Question

If \( \Delta Q \) is the amount of heat supplied to \( n \) moles of a diatomic gas at constant pressure, \( \Delta U \) is the change in internal energy and \( \Delta W \) is the work done, then \( \Delta W : \Delta U : \Delta Q \) is

• A. 2:3:4
• B. 1:2:3
• C. 2:5:7
• D. 5:7:9

Hint:

In thermodynamic processes, the ratio of heat, work, and change in internal energy can often be determined using the specific heats of the gas.
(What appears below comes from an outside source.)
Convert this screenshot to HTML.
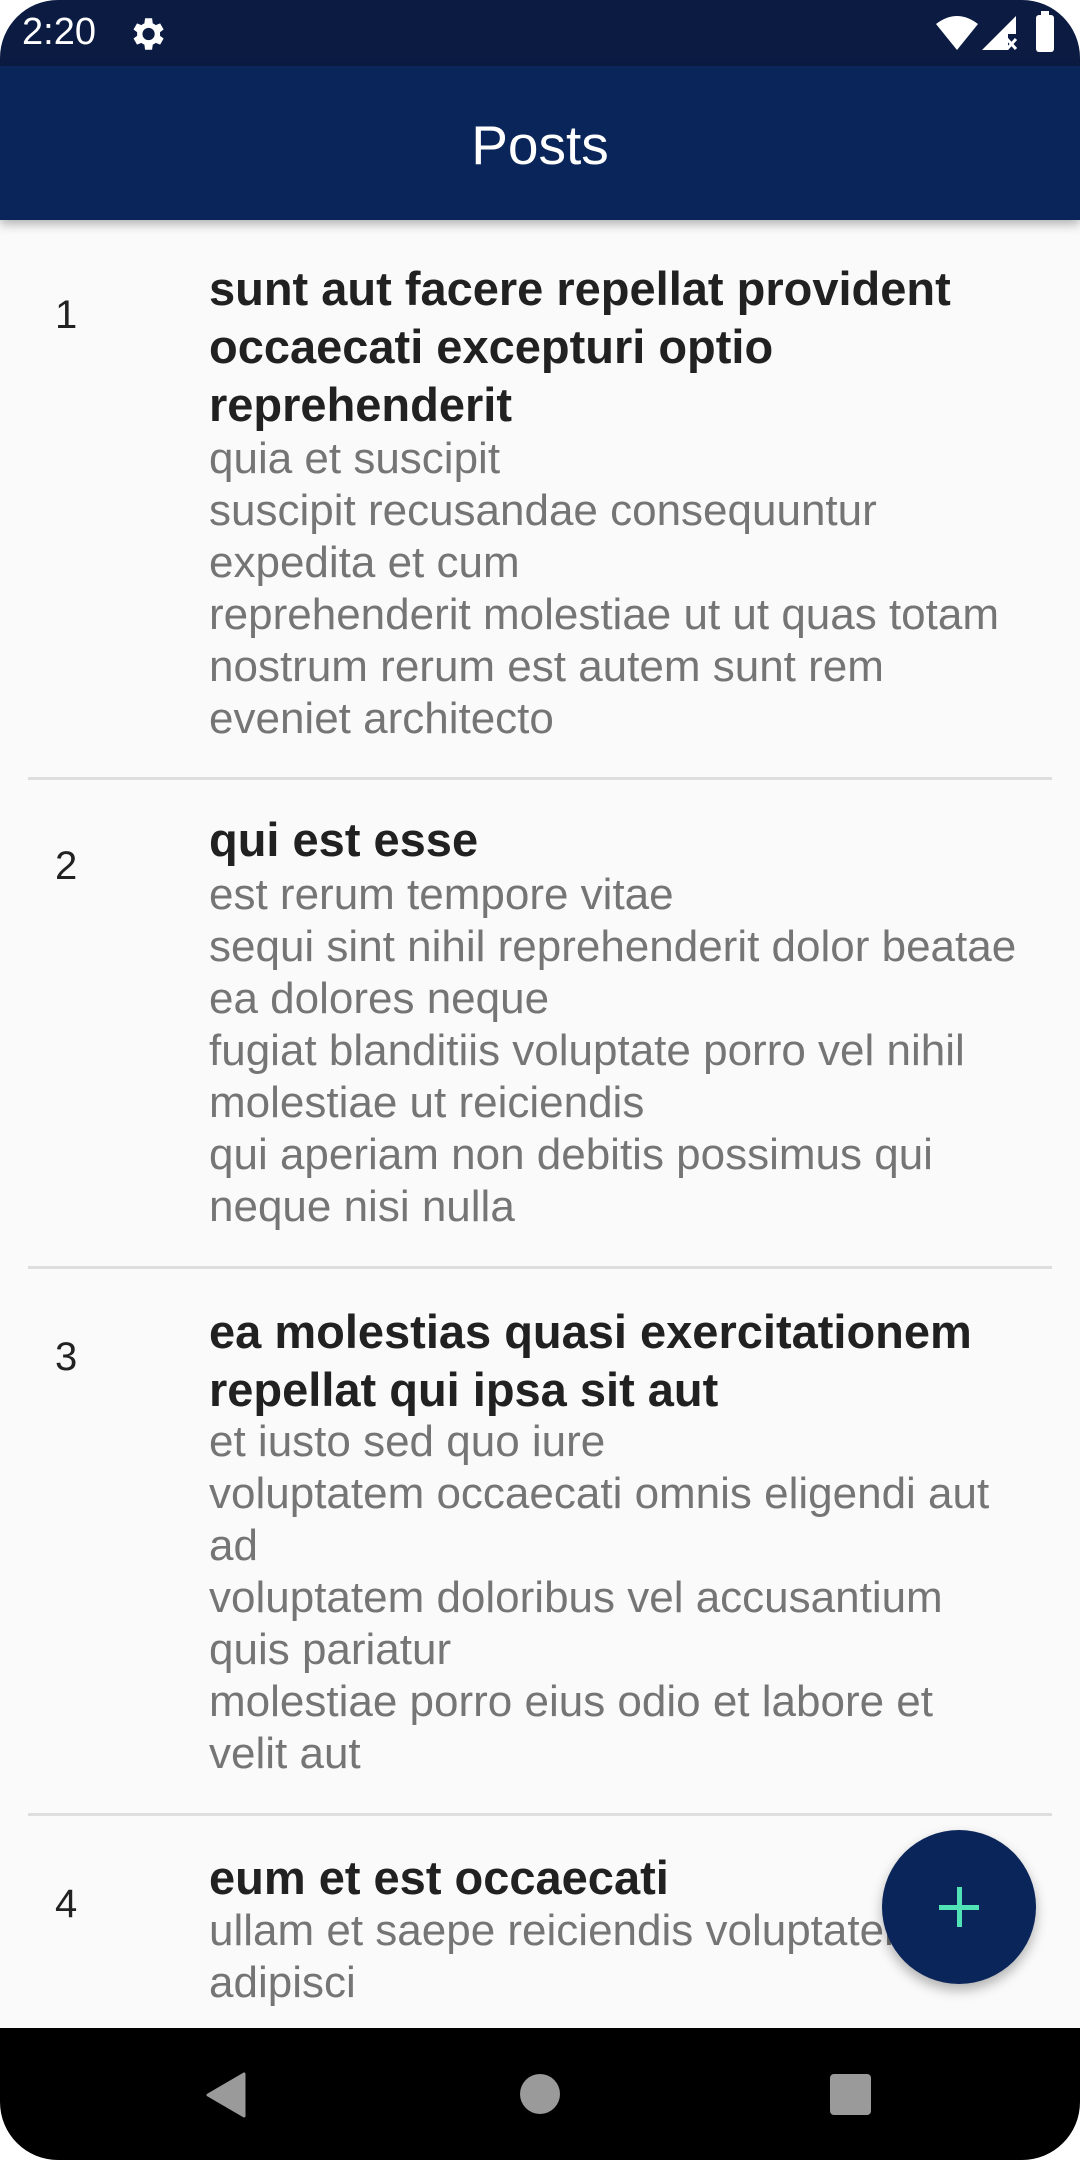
<!DOCTYPE html>
<html><head><meta charset="utf-8"><style>
*{margin:0;padding:0;box-sizing:border-box}
html,body{width:1080px;height:2160px;background:#fff;overflow:hidden;font-family:"Liberation Sans",sans-serif}
#screen{position:absolute;left:0;top:0;width:1080px;height:2160px;border-radius:58px;overflow:hidden;background:#fafafa}
#status{position:absolute;left:0;top:0;width:1080px;height:66px;background:#0b1b42}
#app{position:absolute;left:0;top:66px;width:1080px;height:154px;background:#0a2559;box-shadow:0 4px 10px rgba(0,0,0,.3);z-index:2}
#app .t{position:absolute;left:0;width:1080px;top:48px;text-align:center;color:#fff;font-size:55px;line-height:62px}
.l{position:absolute;left:209px;white-space:nowrap}
.ti{font-size:47px;font-weight:bold;color:#212121;line-height:58px;height:58px}
.su{font-size:44px;color:#757575;line-height:52px;height:52px}
.n{position:absolute;left:55px;font-size:40px;color:#222;line-height:44px}
.d{position:absolute;left:28px;width:1024px;height:3px;background:#dedede}
#nav{position:absolute;left:0;top:2028px;width:1080px;height:132px;background:#000}
#fab{position:absolute;left:882px;top:1830px;width:154px;height:154px;border-radius:50%;background:#0a2559;box-shadow:0 6px 12px rgba(0,0,0,.3);z-index:3}
</style></head><body>
<div id="screen">
<div id="status">
<div style="position:absolute;left:22px;top:10px;color:#fff;font-size:38px;line-height:44px">2:20</div>
<svg style="position:absolute;left:126px;top:13px" width="42" height="42" viewBox="0 0 24 24"><path fill="#fff" d="M19.4 13a7.5 7.5 0 0 0 0-2l2.1-1.6-2-3.5-2.5 1a7 7 0 0 0-1.7-1L14.9 3h-4l-.4 2.9a7 7 0 0 0-1.7 1l-2.5-1-2 3.5L6.4 11a7.5 7.5 0 0 0 0 2l-2.1 1.6 2 3.5 2.5-1a7 7 0 0 0 1.7 1l.4 2.9h4l.4-2.9a7 7 0 0 0 1.7-1l2.5 1 2-3.5zM12.9 15.5a3.5 3.5 0 1 1 0-7 3.5 3.5 0 0 1 0 7z"/></svg>
<svg style="position:absolute;left:936px;top:16px" width="42" height="36" viewBox="0 0 42 36"><path fill="#fff" d="M0 8Q21-8 42 8L21 34z"/></svg>
<svg style="position:absolute;left:982px;top:16px" width="36" height="36" viewBox="0 0 36 36"><path fill="#fff" d="M34 0V18H26V34H0z"/><path stroke="#fff" stroke-width="3" d="M25 23l9 10M34 23l-9 10"/></svg>
<div style="position:absolute;left:1036px;top:15px;width:18px;height:37px;background:#fff;border-radius:3px"></div>
<div style="position:absolute;left:1041px;top:11px;width:8px;height:5px;background:#fff"></div>
</div>
<div id="app"><div class="t">Posts</div></div>

<div class="n" style="top:293px">1</div>
<div class="l" style="top:260px">
<div class="ti">sunt aut facere repellat provident</div><div class="ti">occaecati excepturi optio</div><div class="ti">reprehenderit</div></div>
<div class="l" style="top:433px">
<div class="su">quia et suscipit</div><div class="su">suscipit recusandae consequuntur</div><div class="su">expedita et cum</div><div class="su">reprehenderit molestiae ut ut quas totam</div><div class="su">nostrum rerum est autem sunt rem</div><div class="su">eveniet architecto</div></div>
<div class="d" style="top:777px"></div>

<div class="n" style="top:844px">2</div>
<div class="l" style="top:811px"><div class="ti">qui est esse</div></div>
<div class="l" style="top:869px">
<div class="su">est rerum tempore vitae</div><div class="su">sequi sint nihil reprehenderit dolor beatae</div><div class="su">ea dolores neque</div><div class="su">fugiat blanditiis voluptate porro vel nihil</div><div class="su">molestiae ut reiciendis</div><div class="su">qui aperiam non debitis possimus qui</div><div class="su">neque nisi nulla</div></div>
<div class="d" style="top:1266px"></div>

<div class="n" style="top:1335px">3</div>
<div class="l" style="top:1303px">
<div class="ti">ea molestias quasi exercitationem</div><div class="ti">repellat qui ipsa sit aut</div></div>
<div class="l" style="top:1416px">
<div class="su">et iusto sed quo iure</div><div class="su">voluptatem occaecati omnis eligendi aut</div><div class="su">ad</div><div class="su">voluptatem doloribus vel accusantium</div><div class="su">quis pariatur</div><div class="su">molestiae porro eius odio et labore et</div><div class="su">velit aut</div></div>
<div class="d" style="top:1813px"></div>

<div class="n" style="top:1882px">4</div>
<div class="l" style="top:1849px"><div class="ti">eum et est occaecati</div></div>
<div class="l" style="top:1905px">
<div class="su">ullam et saepe reiciendis voluptatem</div><div class="su">adipisci</div></div>

<div id="fab"><div style="position:absolute;left:57px;top:75px;width:40px;height:5px;background:#4fe3b5"></div><div style="position:absolute;left:75px;top:57px;width:5px;height:40px;background:#4fe3b5"></div></div>

<div id="nav">
<svg style="position:absolute;left:204px;top:44px" width="44" height="46" viewBox="0 0 44 46"><path fill="#9a9a9a" d="M40 2V44L4 23z" stroke="#9a9a9a" stroke-width="3" stroke-linejoin="round"/></svg>
<div style="position:absolute;left:520px;top:46px;width:40px;height:40px;border-radius:50%;background:#9a9a9a"></div>
<div style="position:absolute;left:830px;top:46px;width:41px;height:41px;border-radius:4px;background:#9a9a9a"></div>
</div>
</div>
</body></html>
For diatomic gases, remember the ratio \( C_p : C_v = 7 : 5 \).

Answer 1

The Correct Option is C

Step 1: First law of thermodynamics.
From the first law of thermodynamics, we know: \[ \Delta Q = \Delta U + \Delta W \] For a diatomic gas at constant pressure: \[ \Delta Q = n C_p \Delta T \] \[ \Delta U = n C_v \Delta T \] \[ \Delta W = p \Delta V = n R \Delta T \] Where: - \( C_p \) and \( C_v \) are the specific heats at constant pressure and volume, respectively. - For a diatomic gas, \( C_p = \frac{7}{5} R \) and \( C_v = \frac{5}{3} R \). Step 2: Applying the relation.
We know that: \[ \Delta W : \Delta U : \Delta Q = 2 : 5 : 7 \] Thus, the correct answer is (C) 2:5:7.